这位母亲赫然就是一名被世俗厌恶追杀的女巫,她于猎巫狂潮中逃往北方,在极北的暴风雪森林中遇到了被抛弃的“死婴”。她许是怜悯,将婴儿抱在怀里,试图用体温救活。这行为似乎感动了神明,于是祂让奇迹降临,让婴儿重新燃起了心跳。
究竟用体温救活“遗体”的,是巫术还是母性?
他们在简陋的木屋前推起了两个雪人。大雪人头上插着红色鸟羽、脸上嵌着绿色的果实,将小雪人深深埋入自己体内。
母亲教他识字,尽管他认为识字没用,因为识字并不能让他更快地狩猎野猪。而雪怪的故事母亲也会念给他听,因此他没有识字的必要,毕竟有人会念给他听的。不过既然母亲想教,他就学。
恶的根源是愚昧,与愚昧对抗的文明却成了异端,他们被世俗禁锢在恶劣的暴风雪森林直至婴儿成长为少年。
风雪中的篝火注定无法长久灼热,隐居森林的温馨生活注定会被打破,世俗的“审判”之剑悬于头顶,落下之时必然鲜血四溅。
文明之地早已禁止狩猎,但在这野蛮之地,罪恶的审判仍如黑死病般持续蔓延。治安法官之子纳撒尼尔·诺威尔在猎户的指引下带领当地村民闯入极寒之森,抓获了潜逃已久的红发女巫。
为什么感颂神明的母亲会被闯入者打为恶魔,为什么教会自己文字和道德的母亲无法对闯入者念出半个完整的句子。
少年不明白闯入者想要的只是审判,他们不需要任何辩解,所有言语皆是女巫的妖言惑众。
少年只知道抓走母亲的领头人长了一张和自己近乎一致的面孔,这会成为救出母亲的关键。混迹人群的过程出乎意料地顺利,尽管面孔相似,还是有人起了疑。
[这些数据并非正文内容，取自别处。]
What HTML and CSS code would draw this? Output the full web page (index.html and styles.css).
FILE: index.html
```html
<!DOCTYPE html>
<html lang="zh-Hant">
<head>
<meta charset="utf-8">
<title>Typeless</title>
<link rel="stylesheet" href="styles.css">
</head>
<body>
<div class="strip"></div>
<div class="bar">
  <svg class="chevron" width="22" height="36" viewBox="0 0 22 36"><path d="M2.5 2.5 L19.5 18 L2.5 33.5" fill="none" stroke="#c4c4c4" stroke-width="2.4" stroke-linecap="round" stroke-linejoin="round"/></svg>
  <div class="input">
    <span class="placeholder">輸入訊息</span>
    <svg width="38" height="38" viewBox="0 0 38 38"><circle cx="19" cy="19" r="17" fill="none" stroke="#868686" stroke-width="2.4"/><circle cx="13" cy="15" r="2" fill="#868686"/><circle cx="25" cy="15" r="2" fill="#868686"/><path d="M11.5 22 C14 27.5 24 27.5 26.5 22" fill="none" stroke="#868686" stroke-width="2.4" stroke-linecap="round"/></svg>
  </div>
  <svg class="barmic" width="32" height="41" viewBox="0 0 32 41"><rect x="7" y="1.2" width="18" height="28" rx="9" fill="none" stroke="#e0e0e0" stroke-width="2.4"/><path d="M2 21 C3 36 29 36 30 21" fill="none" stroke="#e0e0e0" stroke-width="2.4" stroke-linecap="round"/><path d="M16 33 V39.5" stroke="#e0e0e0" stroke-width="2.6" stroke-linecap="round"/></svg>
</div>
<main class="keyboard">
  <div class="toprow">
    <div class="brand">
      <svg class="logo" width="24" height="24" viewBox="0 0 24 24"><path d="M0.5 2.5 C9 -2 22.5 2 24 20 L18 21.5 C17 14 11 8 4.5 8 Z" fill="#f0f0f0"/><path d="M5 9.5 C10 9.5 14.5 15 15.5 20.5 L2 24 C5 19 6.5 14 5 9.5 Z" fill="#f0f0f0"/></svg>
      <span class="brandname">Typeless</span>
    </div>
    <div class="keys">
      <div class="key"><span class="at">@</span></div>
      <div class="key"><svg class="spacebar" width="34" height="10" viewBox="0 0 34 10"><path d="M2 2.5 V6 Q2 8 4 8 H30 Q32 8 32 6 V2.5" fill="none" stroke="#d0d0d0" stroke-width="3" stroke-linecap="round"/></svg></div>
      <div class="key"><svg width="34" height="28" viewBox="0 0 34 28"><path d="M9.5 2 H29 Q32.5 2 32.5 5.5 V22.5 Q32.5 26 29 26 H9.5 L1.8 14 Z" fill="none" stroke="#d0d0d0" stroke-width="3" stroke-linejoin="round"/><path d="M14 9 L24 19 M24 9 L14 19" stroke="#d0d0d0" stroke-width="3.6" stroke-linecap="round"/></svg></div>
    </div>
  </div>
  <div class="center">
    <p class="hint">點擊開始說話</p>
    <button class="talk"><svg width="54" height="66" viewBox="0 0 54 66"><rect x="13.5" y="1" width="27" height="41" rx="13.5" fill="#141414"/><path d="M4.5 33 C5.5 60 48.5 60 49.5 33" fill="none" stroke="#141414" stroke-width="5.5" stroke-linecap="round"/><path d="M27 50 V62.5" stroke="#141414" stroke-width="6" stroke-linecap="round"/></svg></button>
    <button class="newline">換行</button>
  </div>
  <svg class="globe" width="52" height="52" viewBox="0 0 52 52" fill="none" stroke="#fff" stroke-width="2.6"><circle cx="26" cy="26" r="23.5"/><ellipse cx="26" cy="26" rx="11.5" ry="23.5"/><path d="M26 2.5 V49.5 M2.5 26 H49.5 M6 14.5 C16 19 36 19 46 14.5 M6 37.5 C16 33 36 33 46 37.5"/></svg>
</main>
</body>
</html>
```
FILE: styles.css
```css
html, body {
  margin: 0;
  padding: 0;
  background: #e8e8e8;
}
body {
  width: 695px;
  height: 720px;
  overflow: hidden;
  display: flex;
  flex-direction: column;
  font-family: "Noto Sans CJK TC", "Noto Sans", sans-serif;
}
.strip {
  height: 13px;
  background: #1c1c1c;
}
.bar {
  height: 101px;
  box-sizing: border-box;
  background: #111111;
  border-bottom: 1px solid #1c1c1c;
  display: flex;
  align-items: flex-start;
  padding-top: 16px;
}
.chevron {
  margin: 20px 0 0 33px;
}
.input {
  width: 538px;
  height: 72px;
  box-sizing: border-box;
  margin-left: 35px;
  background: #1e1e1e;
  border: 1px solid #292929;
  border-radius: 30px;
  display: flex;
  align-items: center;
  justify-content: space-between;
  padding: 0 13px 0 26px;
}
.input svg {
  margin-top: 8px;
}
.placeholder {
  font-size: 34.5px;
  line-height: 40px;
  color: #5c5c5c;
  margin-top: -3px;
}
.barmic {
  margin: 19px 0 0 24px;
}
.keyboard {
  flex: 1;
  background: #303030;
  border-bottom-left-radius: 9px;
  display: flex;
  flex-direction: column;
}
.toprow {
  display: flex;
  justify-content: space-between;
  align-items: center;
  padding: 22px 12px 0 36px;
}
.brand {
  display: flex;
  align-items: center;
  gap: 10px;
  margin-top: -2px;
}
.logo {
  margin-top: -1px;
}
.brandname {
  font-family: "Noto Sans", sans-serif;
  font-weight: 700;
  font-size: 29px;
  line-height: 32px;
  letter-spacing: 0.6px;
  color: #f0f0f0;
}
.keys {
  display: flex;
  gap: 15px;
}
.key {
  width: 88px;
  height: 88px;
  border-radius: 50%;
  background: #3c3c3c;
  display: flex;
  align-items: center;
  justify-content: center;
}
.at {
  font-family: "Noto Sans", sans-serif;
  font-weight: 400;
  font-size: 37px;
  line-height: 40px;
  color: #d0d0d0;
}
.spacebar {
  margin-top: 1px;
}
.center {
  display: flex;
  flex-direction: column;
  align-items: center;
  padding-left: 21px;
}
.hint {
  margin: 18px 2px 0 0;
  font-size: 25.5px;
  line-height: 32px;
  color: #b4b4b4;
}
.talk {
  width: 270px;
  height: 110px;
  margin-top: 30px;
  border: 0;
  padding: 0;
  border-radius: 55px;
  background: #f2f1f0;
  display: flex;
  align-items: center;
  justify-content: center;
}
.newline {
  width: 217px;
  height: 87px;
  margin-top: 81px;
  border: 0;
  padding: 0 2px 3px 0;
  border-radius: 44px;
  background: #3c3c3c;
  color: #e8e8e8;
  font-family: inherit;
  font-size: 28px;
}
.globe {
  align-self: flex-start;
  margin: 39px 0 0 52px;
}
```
不少陪审员说治安法官之子近日来作派多有收敛,从北部森林回来后就像变了个人。
但那些都不重要,他天真地以为带母亲逃走就可以一切如常,却赫然得见这群疯子折磨母亲的手段远胜恶魔!
当他回过神时,狱中已经彻底安静了下来,空气中腥味遍布,但他却觉得相比教堂,此地此时,才是真正的干净。
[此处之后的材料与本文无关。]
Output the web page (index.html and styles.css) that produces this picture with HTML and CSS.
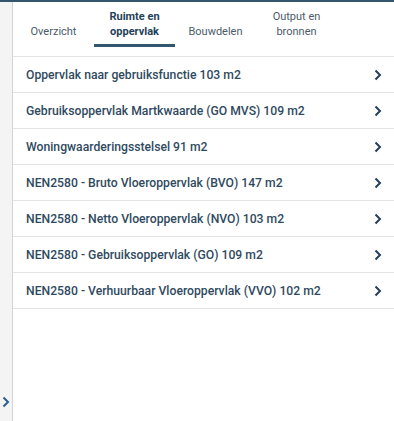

他利用自己与纳撒尼尔相同的面貌,又模仿其笔迹写了一封遗书,伪造出完美的“自杀”现场。
纳撒尼尔的死亡现场无任何打斗迹象,房间为除死者本人外无人入内的封闭场所,桌上留有一封系死者本人字迹的遗书,初步断定为自杀。然而他的父亲却一口咬定为他杀却迟迟不愿袒露如此断言的原因。
但无论如何他终究是来晚了,母亲的人性在世俗法庭上被凌迟,善的一面死在黎明前。(此处笔者认为少年在陷入癫狂时将母亲也一同审判了。他来晚了,母亲的人性和善都已被凌迟处死,与那些愚昧无知者没有什么不同。)
极寒之森废弃的木屋里,书籍被啃咬撕碎,镜子被砸裂,床褥上满是腥臭与爬虫。那些愚昧无知的村民在他们离开后又进行了一番侮辱。
他深刻意识到女巫并不存在,母亲就是母亲,唯有人才是真正的恶魔。
他将母亲带回暴风雪森林深处的家,像曾经每一晚母亲安抚他入梦一样轻声细语:
“睡吧,母亲,我来守夜,不会有活人靠近你。”
当愚昧成为恶的根源,文明守护不了任何人,他选择蜕下人的躯壳,回归最原始的野蛮,成为故事中被诅咒的雪怪,成为愚昧者口中的恐惧化形,成为行走的死亡——伊塔库亚。
他的真名,也许世上唯一知晓的那个人再也无法唤出声了,那对他而言,也不再重要了。
文明与道德被埋在黎明前,踽行于无止境的风雪中,伊塔库亚早忘了自己为谁守夜。